From the GUARDIAN, Sept. 21, 1870.

He held some pieces of paper in his hand, but he rarely referred to them. Thoroughly possessed by his subject, his thoughts seemed to flow forth with perfect ease, fresh minted as they were in the most appropriate and perspicuous words. He led his hearers gently and almost unconsciously through the most perplexed mazes and subtlest passages of thought, keeping their ears enchained and their fancy charmed by the endless succession of apt metaphor; and yet, whenever he felt or fancied that their overstrained attention began to flag, he was able to turn aside into light and pleasant banter, and after this interlude of welcome refreshment, to resume again with renewed power the unbroken thread of his serious discourse. It was the manifest work of a master in his art, handling with ease and grace the weighty tools which long use had made familiar to his hand.

From the ENGLISH CHURCHMAN, Sept. 29, 1870.

What astonishes us beyond measure is, that a man of Professor Tyndall’s real ability and earnestness should sneer at the second verse of the Bible, and speak of it as a legend! Why, surely, he has here the very thing which he is searching—the true origin of life. When chaos ruled over the world, and the earth was void of life; it was the Divine Spirit that breathed over the lifeless mass, and light and life sprang into existence. Without stopping to point out the evidence of the highest Christian doctrine in this passage, we have at least the solution of the enigma of the origin of life, in the revealed truth that it was caused by the Creative Spirit.

From the RECORD, Sept. 23, 1870.

Discovery of Motives, No. I.—But why did Professor Tyndall make such an appeal to the imagination of his hearers? His imaginary picture of the occult operations of light was introduced as a plea for the wildness of such weaker brethren, as he calls Mr. Darwin, in speaking of his theory of natural selection, succeeded by his supplementary theory of pangenesis. It is objected to Mr. Darwin’s theories by Christian philosophers that these theories are essentially atheistic. That they are framed for the express purpose of blotting out of the page of nature some of the most marvellous evidences of design—of the most patent revelations of the book of nature, that there is an all-wise, all-mighty Creator, God. That these theories deprive man of all those prerogatives that raise him above the brute. That the facts of nature contradict them. The first theory of Mr. Darwin, that of natural selection, is an attempt to account for the formation of all animal and vegetable beings from an hypothetical germ.... Even this does not pall the imagination of Professor Tyndall. He accepts the theory of the avowed atheist Louis Buchner, in his ‘Force and Matter,’ that the theory of evolution requires us to imagine not only that all the structures, animal and vegetable, were once potentially present in the fire-mist of the nebulous theory, but also that all mental powers—Plato, Shakespeare, Newton, and Raphael—are potential in the fires of the sun.

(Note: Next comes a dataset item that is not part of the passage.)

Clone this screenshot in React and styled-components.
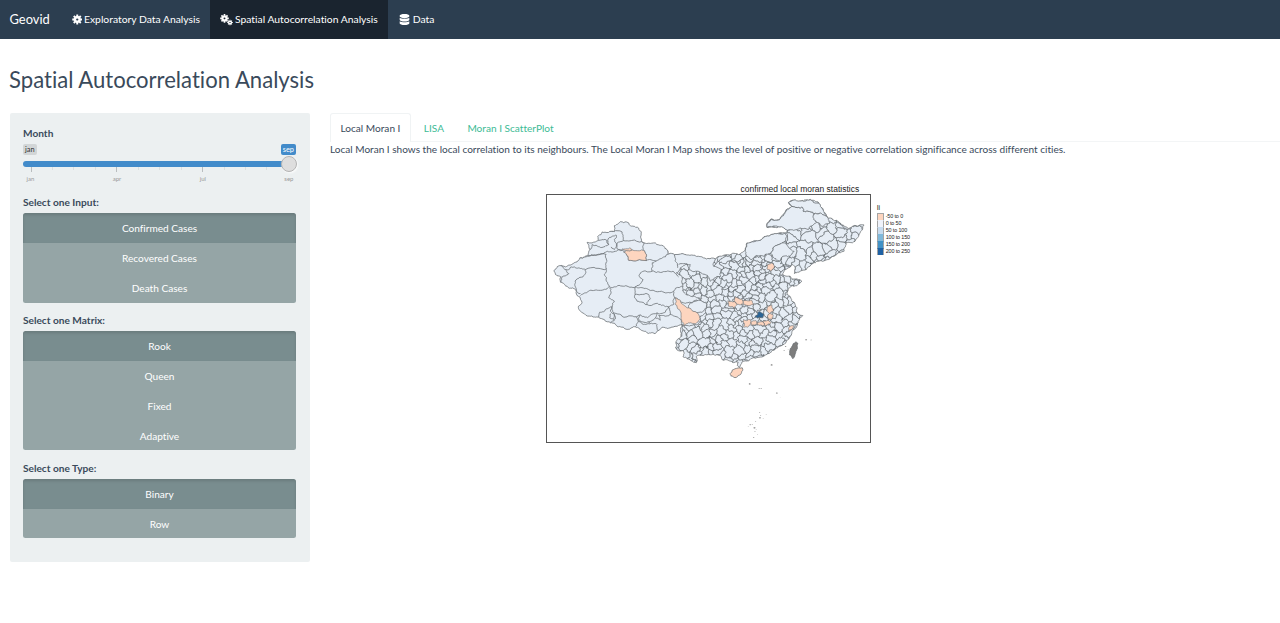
import React from "react";
import styled, { createGlobalStyle, css } from "styled-components";
import { FaDatabase } from "react-icons/fa";

const GlobalStyle = createGlobalStyle`
  * { box-sizing: border-box; }
  body {
    margin: 0;
    background: #fff;
    color: #3a4a5b;
    font-family: Lato, "Liberation Sans", sans-serif;
    font-size: 10px;
    font-variant-ligatures: none;
    line-height: 14.2px;
  }
`;

/* ---------- page chrome ---------- */

const Navbar = styled.nav`
  display: flex;
  height: 39px;
  padding-left: 9.5px;
  background: #2c3e50;
  color: #fff;
`;
const Brand = styled.div`
  width: 52px;
  font-size: 12.9px;
  line-height: 38px;
`;
const NavLink = styled.div`
  display: flex;
  align-items: center;
  gap: ${(p) => p.$gap || 2}px;
  padding: 0 ${(p) => p.$pad || 10}px;
  font-size: 10.35px;
  white-space: nowrap;
  background: ${(p) => (p.$active ? "#1a242f" : "transparent")};
`;
const Title = styled.h2`
  margin: 28px 0 0 9px;
  font-size: 22.1px;
  font-weight: 400;
  line-height: 26px;
  color: #3a4a5b;
`;
const Columns = styled.main`
  display: flex;
  align-items: flex-start;
  gap: 20px;
  padding: 20px 0 0 9.5px;
`;
const Sidebar = styled.aside`
  width: 300px;
  height: 449px;
  padding: 14px 13.5px;
  background: #ecf0f1;
  border-radius: 2px;
`;
const Label = styled.div`
  height: 17px;
  font-weight: 700;
  font-size: 10.15px;
  line-height: 13px;
`;

/* ---------- month slider ---------- */

const Slider = styled.div`
  height: 52px;
`;
const Flags = styled.div`
  display: flex;
  justify-content: space-between;
  height: 17px;
`;
const Flag = styled.span`
  height: 11px;
  padding: 0 2px;
  border-radius: 2px;
  font-size: 7.4px;
  line-height: 11px;
  color: ${(p) => (p.$current ? "#fff" : "#333")};
  background: ${(p) => (p.$current ? "#428bca" : "#d2d6d7")};
`;
const Track = styled.div`
  position: relative;
  height: 5.5px;
  border-radius: 3px;
  background: #428bca;
`;
const Handle = styled.div`
  position: absolute;
  right: -1px;
  top: -5px;
  width: 16px;
  height: 16px;
  border: 1px solid #b4b4b4;
  border-radius: 50%;
  background: #dedede;
  box-shadow: 1px 1px 2px rgba(255, 255, 255, 0.8);
`;
const Ticks = styled.div`
  display: flex;
  justify-content: space-between;
  margin: 0 7px 0 7.5px;
`;
const Tick = styled.div`
  width: 1px;
  height: ${(p) => (p.$major ? 5.5 : 3)}px;
  background: ${(p) => (p.$major ? "#b9bdbf" : "#dbdfe0")};
`;
const TickLabels = styled.div`
  display: flex;
  justify-content: space-between;
  margin: 3px 2.5px 0 3.5px;
  font-size: 6px;
  line-height: 8px;
  color: #999;
`;

/* ---------- button groups ---------- */

const Group = styled.div`
  margin-bottom: 11.2px;
  border-radius: 2.5px;
  overflow: hidden;
`;
const Choice = styled.div`
  height: 29.9px;
  color: #fff;
  text-align: center;
  font-size: 10.1px;
  line-height: 30px;
  background: #95a5a6;
  ${(p) =>
    p.$active &&
    css`
      background: #798d8f;
      box-shadow: inset 0 2px 3px rgba(0, 0, 0, 0.125);
    `}
`;

/* ---------- main panel ---------- */

const Panel = styled.section`
  flex: 1;
`;
const Tabs = styled.div`
  display: flex;
  height: 29px;
  border-bottom: 1px solid #f3f5f6;
`;
const Tab = styled.div`
  height: 29px;
  margin-right: 1.4px;
  padding: 0 10px;
  font-size: 10.1px;
  line-height: 28px;
  border: 1px solid ${(p) => (p.$active ? "#f0f3f4" : "transparent")};
  border-bottom: 0;
  border-radius: 3px 3px 0 0;
  background: ${(p) => (p.$active ? "#fff" : "transparent")};
  color: ${(p) => (p.$active ? "#3a4a5b" : "#3dbb95")};
`;
const Note = styled.p`
  margin: 0 0 0 0.5px;
  font-size: 10.06px;
  line-height: 15px;
`;
const Plot = styled.div`
  display: flex;
  gap: 6px;
  margin: 27px 0 0 216.2px;
  font-family: "Liberation Sans", Arial, sans-serif;
  color: #222;
`;
const PlotTitle = styled.div`
  height: 10.3px;
  padding-right: 11.5px;
  font-size: 8.5px;
  line-height: 11px;
  text-align: right;
`;
const Frame = styled.div`
  width: 325px;
  height: 249px;
  border: 1px solid #555;
`;
const Legend = styled.div`
  padding-top: 19.5px;
  font-size: 5.4px;
  letter-spacing: -0.12px;
  line-height: 7.6px;
`;
const LegendTitle = styled.div`
  height: 9.5px;
  font-size: 7px;
  line-height: 7px;
`;
const LegendRow = styled.div`
  display: flex;
  gap: 1.5px;
  height: 7px;
  white-space: nowrap;
`;
const Swatch = styled.span`
  width: 7.5px;
  border-left: 1px solid #a5a5a5;
  border-right: 1px solid #a5a5a5;
  border-top: 1px solid ${(p) => (p.$first ? "#a5a5a5" : "transparent")};
  background: ${(p) => p.$color};
`;

/* ---------- icons ---------- */

const Gear = ({ x, y, r }) => (
  <g transform={`translate(${x} ${y}) scale(${r / 5})`} stroke="currentColor">
    <circle r="2.4" fill="none" strokeWidth="2.6" />
    {[0, 45, 90, 135].map((a) => (
      <path key={a} d="M-5 0H-3M3 0H5" strokeWidth="1.9" transform={`rotate(${a})`} />
    ))}
  </g>
);
const CogIcon = () => (
  <svg width="10.5" height="11" viewBox="-5.25 -5.5 10.5 11"><Gear x={0} y={0} r={5} /></svg>
);
const CogsIcon = () => (
  <svg width="13" height="12" viewBox="0 0 13 12">
    <Gear x={4.5} y={4.4} r={4.3} />
    <Gear x={10} y={8.5} r={2.8} />
  </svg>
);

/* ---------- map geometry ---------- */

const LAND = "#e6edf5";
const PEACH = "#fdd5bf";
const LINE = "#666b70";

const OUTLINE = [
  [553.5,271.5],[558.7,266],[565,267.3],[575,262.7],[579.3,258.3],[587.3,255.7],[589.3,250],[586.7,242.7],[598.3,240.7],[597.3,236.7],[601.7,232.3],[614,232],[614,226],[620,222],[626,222.3],[630,226],[637.3,227.7],[641,233.3],[641,241.7],[655,243.3],[664,247.3],[668,254.5],[681.7,254],[693.3,255.7],[703.3,258.3],[715,259.3],[723.3,255.7],[738.3,255],[745,250.7],[746.7,243.3],[760,240.7],[765,236.7],[773.3,234.3],[785,233.3],[787.3,230.7],[778.3,227.3],[766.7,227.7],[766.7,224],[770.7,219.3],[779.3,220],[785,212.7],[791.7,206.7],[788.3,202.7],[795,200],[803.3,201.3],[811.7,200.7],[819.3,204],[823.3,210.7],[827.3,217.3],[836.7,220.7],[841.7,225],[850,228.3],[864,225.3],[860,233.3],[855,241.7],[846,242.7],[844,251.7],[835,256],[828.3,260],[816.7,261.7],[808.3,267.3],[800,271.7],[794.3,274],[795,267.3],[792.7,265],[785,270],[781.7,275],[790,276.7],[792,280],[801.7,281.7],[798,285],[792,286],[788,290],[786.7,295],[791.7,301.7],[796.7,308],[797,313],[802.7,316],[798,321.7],[796.7,326.7],[791.7,333],[788,340],[781.7,346],[775,350],[766.7,355],[758,358],[750,360],[741.7,362.7],[739.5,368],[737,366],[738,362.7],[730,361.7],[723,360.7],[720,356],[711.7,355],[703,356],[696,357],[696,363.3],[686.7,359.3],[682.7,357.3],[683.3,351.7],[675,348.3],[676,341.7],[680.7,335],[681.7,325],[670,328.3],[661.7,327.7],[655,334],[648,334],[640,330],[635,327.3],[626.7,330],[618,327.3],[610,323.3],[598,317.7],[590,316.7],[580,311.7],[578,306.7],[581.7,303.3],[579.3,297.3],[575,290],[568,288.3],[560,282.7],[560.7,277.3],[555,275],
];

// Survey sheets: thirds of a map unit, each measured from its own corner.
const sheet = (ox, oy) => (pts) => pts.map(([x, y]) => [ox + x / 3, oy + y / 3]);
const west = sheet(540, 190);
const north = sheet(740, 180);
const south = sheet(660, 270);

const WEST_AREA = west([[0,80],[260,60],[380,100],[384,192],[425,190],[480,193],[526,205],[520,230],[545,240],[540,262],[510,275],[495,255],[470,245],[445,240],[440,222],[420,235],[408,250],[425,260],[428,290],[432,310],[460,320],[480,335],[500,345],[497,370],[480,380],[475,403],[440,408],[425,405],[425,440],[0,440]]);

const WEST_LINES = [
  [[118,205],[142,200],[168,196],[197,194],[200,215],[198,238],[135,240],[115,235],[92,232],[75,240],[60,228]],
  [[135,240],[133,255],[110,268],[103,285],[108,303],[120,312]],
  [[75,240],[85,252],[65,262],[60,278]],
  [[198,238],[192,255],[198,275],[208,292],[185,302],[155,303],[135,310],[120,318]],
  [[148,180],[155,165],[190,172],[205,165],[202,152],[215,140],[228,137],[222,150],[228,170],[222,180],[212,172]],
  [[142,197],[175,196],[195,188],[225,185],[245,182],[258,193],[265,212],[318,213]],
  [[185,127],[245,127],[249,153],[303,156]],
  [[175,152],[200,153],[205,165]],
  [[249,153],[230,160],[230,178],[245,182]],
  [[303,156],[312,162],[308,182]],
  [[312,183],[318,213],[348,214],[375,202],[384,194]],
  [[348,214],[335,220],[335,245],[300,250],[296,258],[308,270],[300,283],[285,292],[250,290],[208,295]],
  [[335,245],[365,248],[398,245],[415,262]],
  [[402,196],[405,215],[412,235]],
  [[285,292],[300,294],[325,300],[375,310],[400,305],[428,290]],
  [[400,305],[403,325],[400,345],[385,352]],
  [[285,292],[284,315],[290,335],[320,345],[360,345],[385,352],[375,368],[350,370],[322,385],[300,376],[288,382],[260,382],[220,370],[215,352],[222,335],[205,325],[212,310],[208,295]],
  [[284,315],[325,315],[330,328],[320,345]],
  [[215,352],[210,365],[222,380],[220,390],[208,385],[212,372]],
  [[175,383],[178,368],[195,360],[215,352]],
  [[220,370],[225,388],[208,400]],
  [[288,382],[294,395],[285,412]],
  [[300,376],[295,392],[325,397],[345,385],[350,370]],
  [[325,397],[330,402],[350,405],[355,425]],
  [[294,395],[310,405],[330,402]],
  [[345,385],[360,392],[355,378],[375,380],[390,375],[385,352]],
  [[390,375],[415,385],[425,405]],
  [[403,325],[430,340],[460,335],[480,335]],
  [[445,240],[450,225],[415,225]],
].map(west);

const LARGE_AREAS = [
  north([[80,143],[80,132],[92,118],[118,120],[135,98],[155,80],[185,82],[190,95],[218,98],[222,120],[230,128],[210,140],[205,150],[180,145],[160,152],[142,152],[115,142]]),
  north([[145,68],[165,60],[190,64],[215,62],[238,72],[250,92],[262,108],[240,100],[222,102],[218,98],[190,95],[185,82],[155,80]]),
  north([[222,102],[240,100],[262,112],[270,130],[245,140],[230,128],[222,120]]),
  north([[15,212],[20,190],[60,182],[75,170],[100,163],[135,160],[138,182],[125,190],[98,205],[92,222],[70,230],[48,228],[35,240],[18,230]]),
  north([[98,205],[125,190],[140,195],[162,215],[150,230],[128,230],[120,245],[102,235],[92,222]]),
  south([[85,115],[90,100],[115,92],[138,98],[140,115],[125,128],[110,130]]),
];

const PEACH_AREAS = [
  west([[258,182],[275,181],[312,183],[318,213],[265,212],[258,193],[250,188]]),
  west([[245,178],[268,175],[275,181],[256,183]]),
  south([[45,85],[60,92],[72,108],[85,115],[98,125],[110,130],[118,150],[105,163],[85,160],[70,167],[62,148],[60,125],[45,105]]),
  south([[203,93],[222,96],[230,104],[223,116],[205,110]]),
  south([[222,96],[226,82],[245,88],[248,105],[230,104]]),
  south([[248,92],[276,94],[279,106],[250,107]]),
  south([[323,110],[335,106],[340,125],[328,132],[320,122]]),
  south([[328,132],[338,135],[334,150],[325,152],[322,140]]),
  south([[325,152],[333,160],[312,168],[308,156]]),
  south([[250,150],[270,150],[272,162],[262,173],[250,172]]),
  south([[272,158],[288,154],[290,166],[272,168]]),
  south([[290,160],[308,156],[312,168],[292,167]]),
  south([[388,172],[400,168],[396,180],[385,184]]),
  north([[83,255],[95,250],[103,262],[92,275],[80,268]]),
];
const HAINAN = south([[210,312],[216,302],[228,297],[246,295],[247,304],[238,317],[224,325],[212,320]]);
const WUHAN = south([[284,141],[292,136],[296,126],[304,130],[312,136],[308,145],[292,146]]);
const TAIWAN = south([[408,217],[413,221],[410,240],[404,258],[398,268],[388,256],[390,240],[400,222]]);
const ISLETS = [
  [806,340.3,1],[811,340.5,.6],[785.5,347,.8],[784,351,.7],[771.5,365.5,1],[749.5,384.5,.9],[759,389,.7],[761,389.3,.7],[776.7,393.7,.9],[780,398,.4],[759.5,413,.6],[759.8,418.5,.9],[766,415.5,.4],[750,425.5,.8],[752,425.3,.5],[754.3,428.5,1.1],[755.5,422,.5],[754.8,432,.6],[753.5,438.3,.8],[757.5,435,.4],[748,427,.4],[760.5,416,.5],[763,419.5,.4],[756,430.5,.4],[788,350,.4],
];

// Repeatable noise from a position, so shared borders bend the same way.
const noise = (x, y) => {
  const v = Math.sin(x * 12.9898 + y * 78.233) * 43758.5453;
  return v - Math.floor(v) - 0.5;
};

const bend = (a, b, depth, amount) => {
  const len = Math.hypot(b[0] - a[0], b[1] - a[1]);
  if (depth === 0 || len < 1.6) return [b];
  const mx = (a[0] + b[0]) / 2;
  const my = (a[1] + b[1]) / 2;
  const kx = Math.round(mx * 50);
  const ky = Math.round(my * 50);
  const k = Math.min(len, 7) * amount;
  const m = [mx + noise(kx, ky) * k, my + noise(ky, kx) * k];
  return [...bend(a, m, depth - 1, amount), ...bend(m, b, depth - 1, amount)];
};

const trace = (pts, closed = true, amount = 0.34) => {
  const out = [pts[0]];
  const n = closed ? pts.length : pts.length - 1;
  for (let i = 0; i < n; i++) out.push(...bend(pts[i], pts[(i + 1) % pts.length], 3, amount));
  return "M" + out.map((p) => p[0].toFixed(1) + " " + p[1].toFixed(1)).join("L") + (closed ? "Z" : "");
};

const spacing = (x, y) => {
  if (y < 262 && x > 775) return 7.2;
  if (x < 735 && y < 275) return 6.4;
  if (x < 715) return 5.8;
  if (y > 318) return 5.4;
  return 5;
};

// Moves a shared corner off its regular position, the same way for each cell that meets there.
const shift = ([x, y]) => {
  const kx = Math.round(x * 20);
  const ky = Math.round(y * 20);
  return [x + noise(kx, ky) * 2.6, y + noise(ky, kx) * 2.6];
};

const makeCells = () => {
  let seed = 4711;
  const rand = () => {
    seed = (seed * 16807) % 2147483647;
    return seed / 2147483647;
  };
  const sites = [];
  for (let i = 0; i < 2100; i++) {
    const x = 665 + rand() * 205;
    const y = 195 + rand() * 180;
    const r = spacing(x, y);
    if (rand() > (5 / r) ** 2) continue;
    if (sites.every((s) => Math.hypot(s[0] - x, (s[1] - y) * 1.15) > r * 0.78)) sites.push([x, y]);
  }
  return sites.map((s) => {
    let poly = [[s[0] - 14, s[1] - 14],[s[0] + 14, s[1] - 14],[s[0] + 14, s[1] + 14],[s[0] - 14, s[1] + 14]];
    for (const t of sites) {
      const dx = t[0] - s[0];
      const dy = t[1] - s[1];
      if ((dx === 0 && dy === 0) || Math.hypot(dx, dy) > 40) continue;
      const c = (t[0] * t[0] + t[1] * t[1] - s[0] * s[0] - s[1] * s[1]) / 2;
      const side = (p) => p[0] * dx + p[1] * dy - c;
      const next = [];
      poly.forEach((p, i) => {
        const q = poly[(i + 1) % poly.length];
        const a = side(p);
        const b = side(q);
        if (a <= 0) next.push(p);
        if (a * b < 0) {
          const k = a / (a - b);
          next.push([p[0] + (q[0] - p[0]) * k, p[1] + (q[1] - p[1]) * k]);
        }
      });
      poly = next;
    }
    return poly.map(shift);
  });
};

const coast = trace(OUTLINE);
const cells = makeCells().map((c) => trace(c, true, 0.6)).join("");

const MapSvg = styled.svg`
  display: block;
  width: 100%;
  height: 100%;
`;

const ChinaMap = () => (
  <MapSvg viewBox="546.5 195.5 323.5 247" stroke={LINE} strokeWidth="0.75" strokeLinejoin="round" fill={LAND}>
    <clipPath id="coast"><path d={coast} /></clipPath>
    <g clipPath="url(#coast)">
      <path d={coast} stroke="none" />
      <path d={cells} fill="none" strokeWidth="0.5" />
      <path d={trace(WEST_AREA)} />
      {WEST_LINES.map((l, i) => <path key={i} d={trace(l, false)} fill="none" />)}
      {LARGE_AREAS.map((a, i) => <path key={i} d={trace(a)} />)}
      {PEACH_AREAS.map((a, i) => <path key={i} d={trace(a)} fill={PEACH} strokeWidth="0.6" />)}
      <path d={trace(WUHAN)} fill="#2a6496" />
    </g>
    <path d={coast} fill="none" />
    <path d={trace(HAINAN)} fill={PEACH} />
    <path d={trace(TAIWAN)} fill="#7d7d7d" />
    {ISLETS.map(([x, y, r], i) => <ellipse key={i} cx={x} cy={y} rx={r} ry={r * 0.6} fill="#777" stroke="none" />)}
  </MapSvg>
);

const LEGEND = [
  [PEACH, "-50 to 0"],
  ["#eff3fb", "0 to 50"],
  ["#c6dbef", "50 to 100"],
  ["#7fb8da", "100 to 150"],
  ["#4292c6", "150 to 200"],
  ["#1f62a5", "200 to 250"],
];

const GROUPS = [
  ["Select one Input:", ["Confirmed Cases", "Recovered Cases", "Death Cases"]],
  ["Select one Matrix:", ["Rook", "Queen", "Fixed", "Adaptive"]],
  ["Select one Type:", ["Binary", "Row"]],
];

export default function App() {
  return (
    <>
      <GlobalStyle />
      <Navbar>
        <Brand>Geovid</Brand>
        <NavLink><CogIcon />Exploratory Data Analysis</NavLink>
        <NavLink $active><CogsIcon />Spatial Autocorrelation Analysis</NavLink>
        <NavLink $gap={3} $pad={11}><FaDatabase size={11} />Data</NavLink>
      </Navbar>
      <Title>Spatial Autocorrelation Analysis</Title>
      <Columns>
        <Sidebar>
          <Label>Month</Label>
          <Slider>
            <Flags><Flag>jan</Flag><Flag $current>sep</Flag></Flags>
            <Track><Handle /></Track>
            <Ticks>
              {Array.from({ length: 13 }, (_, i) => <Tick key={i} $major={i % 4 === 0} />)}
            </Ticks>
            <TickLabels><span>jan</span><span>apr</span><span>jul</span><span>sep</span></TickLabels>
          </Slider>
          {GROUPS.map(([label, choices]) => (
            <div key={label}>
              <Label>{label}</Label>
              <Group>
                {choices.map((c, i) => <Choice key={c} $active={i === 0}>{c}</Choice>)}
              </Group>
            </div>
          ))}
        </Sidebar>
        <Panel>
          <Tabs>
            <Tab $active>Local Moran I</Tab>
            <Tab>LISA</Tab>
            <Tab>Moran I ScatterPlot</Tab>
          </Tabs>
          <Note>
            Local Moran I shows the local correlation to its neighbours. The Local Moran I Map shows the level of
            positive or negative correlation significance across different cities.
          </Note>
          <Plot>
            <div>
              <PlotTitle>confirmed local moran statistics</PlotTitle>
              <Frame><ChinaMap /></Frame>
            </div>
            <Legend>
              <LegendTitle>Ii</LegendTitle>
              {LEGEND.map(([color, text], i) => (
                <LegendRow key={text}><Swatch $color={color} $first={i === 0} />{text}</LegendRow>
              ))}
            </Legend>
          </Plot>
        </Panel>
      </Columns>
    </>
  );
}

Professor Tyndall appeals to believers in the Bible as God’s Word not to style such a theory wicked or impious. He says men can hold it, and manifest in their lives what he terms so-called Christian virtues. He says, ‘They who keep such questions open and will not tolerate any unlawful limitation of the horizon of their souls, have as little fellowship with the atheist who says there is no God, as with the theist who professes to know the mind of God.’ These men then are theists, but what kind of a God does their free speculation require? The theists who are sneered at by Professor Tyndall, who believe in a God who has revealed his will and his mind to man, have far higher and more convincing proofs that He has so revealed Himself than Professor Tyndall can ever accumulate for his belief in the undulatory theory of light.